1.4   THE CONTRIBUTION TO KNOWLEDGE

This study develops a model that considers the effect of deterioration, inflation and rate of return on replacement investment on total cost and indeed on the replacement date of machinery. Thus the results of the model are intended to give answer as to whether to replace or refurbish existing machinery as well as indicate when replacement is optimal. The study therefore complements as well as improves on the existing knowledge of machinery replacement and assists industry managers in making replacement decisions especially when maintenance or refurbishment is no longer advisable. In this regard, the contribution of the study should be viewed in the following areas.

1. Verification of the Salvage value to test its suitability to our industrial environment.
2. The incorporation of economic parameters like the rate of return on replacement investment and inflation rate in the development of the new model

• The reduction of error inherent in the subjective methods of determining deterioration by generating values under the uniform probability distribution to represent deterioration.

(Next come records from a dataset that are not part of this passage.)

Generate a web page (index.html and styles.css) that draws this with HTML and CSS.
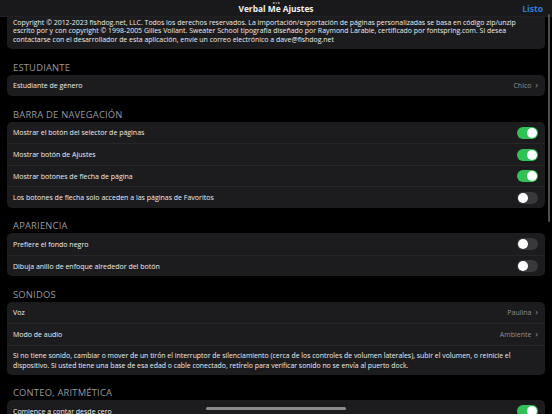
FILE: index.html
```html
<!DOCTYPE html>
<html lang="es">

<head>
    <meta charset="UTF-8">
    <title>Verbal Me Ajustes</title>
    <link rel="stylesheet" href="styles.css">
</head>

<body>
    <div class="navbar">
        <div class="dots"><span></span><span></span><span></span></div>
        <div class="nav-title">Verbal Me Ajustes</div>
        <div class="nav-done">Listo</div>
    </div>

    <div class="content">
        <div class="card card-top">
            <div class="para">
                Copyright © 2012-2023 fishdog.net, LLC. Todos los derechos reservados. La importación/exportación de páginas personalizadas se basa en código zip/unzip<br>
                escrito por y con copyright © 1998-2005 Gilles Vollant. Sweater School tipografía diseñado por Raymond Larabie, certificado por fontspring.com. Si desea<br>
                contactarse con el desarrollador de esta aplicación, envíe un correo electrónico a dave@fishdog.net
            </div>
        </div>

        <div class="section-title">ESTUDIANTE</div>
        <div class="card">
            <div class="row">
                <span class="label">Estudiante de género</span>
                <span class="value">Chico <span class="chev">›</span></span>
            </div>
        </div>

        <div class="section-title">BARRA DE NAVEGACIÓN</div>
        <div class="card">
            <div class="row">
                <span class="label">Mostrar el botón del selector de páginas</span>
                <span class="switch on"></span>
            </div>
            <div class="row">
                <span class="label">Mostrar botón de Ajustes</span>
                <span class="switch on"></span>
            </div>
            <div class="row">
                <span class="label">Mostrar botones de flecha de página</span>
                <span class="switch on"></span>
            </div>
            <div class="row">
                <span class="label">Los botones de flecha solo acceden a las páginas de Favoritos</span>
                <span class="switch"></span>
            </div>
        </div>

        <div class="section-title">APARIENCIA</div>
        <div class="card">
            <div class="row">
                <span class="label">Prefiere el fondo negro</span>
                <span class="switch"></span>
            </div>
            <div class="row">
                <span class="label">Dibuja anillo de enfoque alrededor del botón</span>
                <span class="switch"></span>
            </div>
        </div>

        <div class="section-title">SONIDOS</div>
        <div class="card">
            <div class="row">
                <span class="label">Voz</span>
                <span class="value">Paulina <span class="chev">›</span></span>
            </div>
            <div class="row">
                <span class="label">Modo de audio</span>
                <span class="value">Ambiente <span class="chev">›</span></span>
            </div>
            <div class="row note">
                Si no tiene sonido, cambiar o mover de un tirón el interruptor de silenciamiento (cerca de los controles de volumen laterales), subir el volumen, o reinicie el<br>
                dispositivo. Si usted tiene una base de esa edad o cable conectado, retírelo para verificar sonido no se envía al puerto dock.
            </div>
        </div>

        <div class="section-title">CONTEO, ARITMÉTICA</div>
        <div class="card">
            <div class="row">
                <span class="label">Comience a contar desde cero</span>
                <span class="switch on"></span>
            </div>
        </div>
    </div>

    <div class="scroll-indicator"></div>
    <div class="home-indicator"></div>
</body>

</html>
```

FILE: styles.css
```css
body {
    margin: 0;
    width: 552px;
    height: 414px;
    overflow: hidden;
    background: #000;
    color: #ededef;
    font-family: "Open Sans", Lato, sans-serif;
    position: relative;
}

.navbar {
    height: 17px;
    background: #19191b;
    border-bottom: 1px solid #202022;
    box-sizing: border-box;
    display: flex;
    align-items: center;
    justify-content: center;
    position: relative;
}

.nav-title {
    font-size: 8.4px;
    font-weight: bold;
    color: #f2f2f2;
    padding-top: 1px;
}

.nav-done {
    position: absolute;
    right: 9px;
    top: 3px;
    font-size: 8.6px;
    font-weight: bold;
    color: #2d7fd6;
}

.dots {
    position: absolute;
    top: 2px;
    left: 50%;
    transform: translateX(-50%);
    display: flex;
    gap: 1px;
}

.dots span {
    width: 1.5px;
    height: 1.5px;
    border-radius: 50%;
    background: #9a9a9a;
}

.content {
    padding: 0 7px;
}

.card {
    background: #1c1c1e;
    border-radius: 5px;
    overflow: hidden;
}

.card-top {
    border-radius: 0 0 5px 5px;
}

.para {
    font-size: 6.95px;
    line-height: 8.5px;
    padding: 1.5px 6px 5px;
    white-space: nowrap;
}

.section-title {
    font-family: "Open Sans", sans-serif;
    font-size: 9.4px;
    line-height: 12px;
    color: #9a9a9e;
    padding: 12.5px 6px 1px;
    letter-spacing: 0.2px;
}

.row {
    height: 21.5px;
    display: flex;
    align-items: center;
    justify-content: space-between;
    padding: 1px 7px 0 6px;
    font-size: 7px;
    border-top: 1px solid #262628;
    box-sizing: border-box;
}

.row:first-child {
    border-top: none;
}

.row.note {
    height: auto;
    display: block;
    font-size: 6.9px;
    line-height: 10px;
    padding-top: 5px;
    padding-bottom: 4px;
    white-space: nowrap;
}

.value {
    color: #8d8d92;
}

.chev {
    display: inline-block;
    margin-left: 2px;
    font-size: 9px;
    line-height: 7px;
}

.switch {
    width: 21px;
    height: 12px;
    border-radius: 6px;
    background: #39393d;
    position: relative;
}

.switch::after {
    content: '';
    position: absolute;
    top: 1px;
    left: 1px;
    width: 10px;
    height: 10px;
    border-radius: 50%;
    background: #fff;
}

.switch.on {
    background: #30c254;
}

.switch.on::after {
    left: 10px;
}

.scroll-indicator {
    position: absolute;
    right: 2px;
    top: 14px;
    width: 2.5px;
    height: 208px;
    border-radius: 2px;
    background: #4e4e52;
}

.home-indicator {
    position: absolute;
    left: 206px;
    bottom: 4px;
    width: 140px;
    height: 3px;
    border-radius: 2px;
    background: #8a8a8e;
}
```
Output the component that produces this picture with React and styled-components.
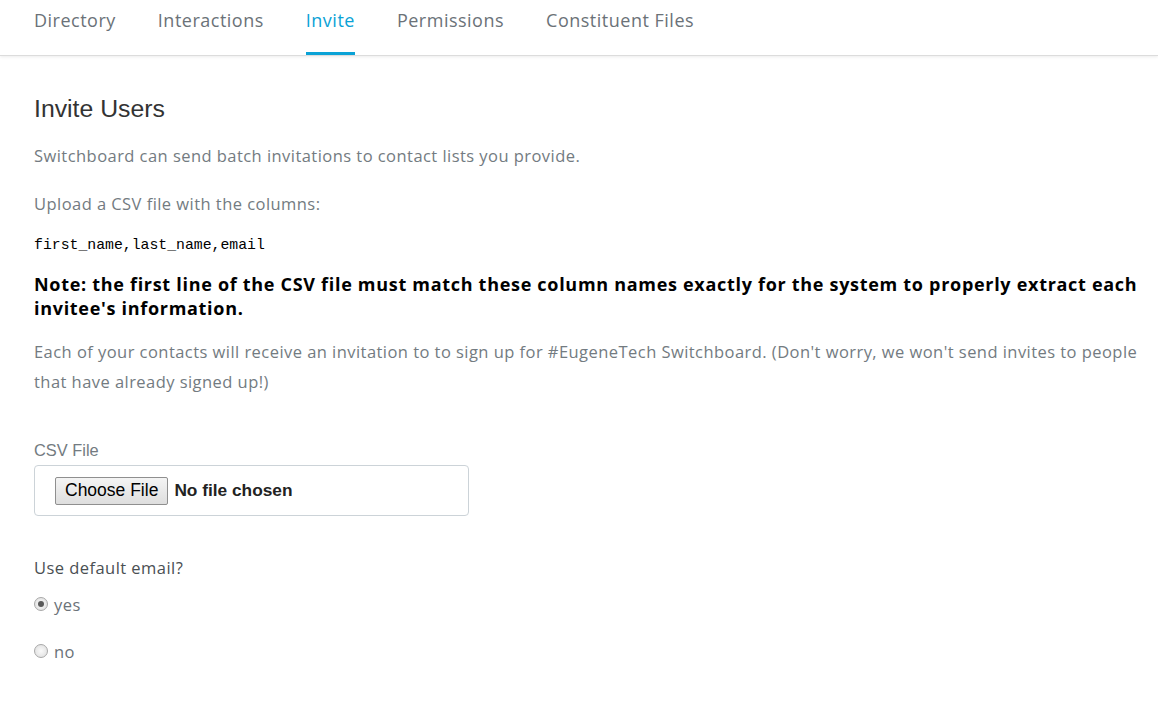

1. The development of cost minimization model with emphasis on the effect of deterioration on the salvage value.
2. The application of dynamic programming method as the solution technique to the new model. Dynamic programming is good for problems with overlapping sub-problems and optimal substructure and therefore has an advantage over other solution techniques like the cumbersome forward algorithm adopted by some existing models.
3. The calibration and verification of the model with field data and comparing its results with those of existing models for reliability and operationability.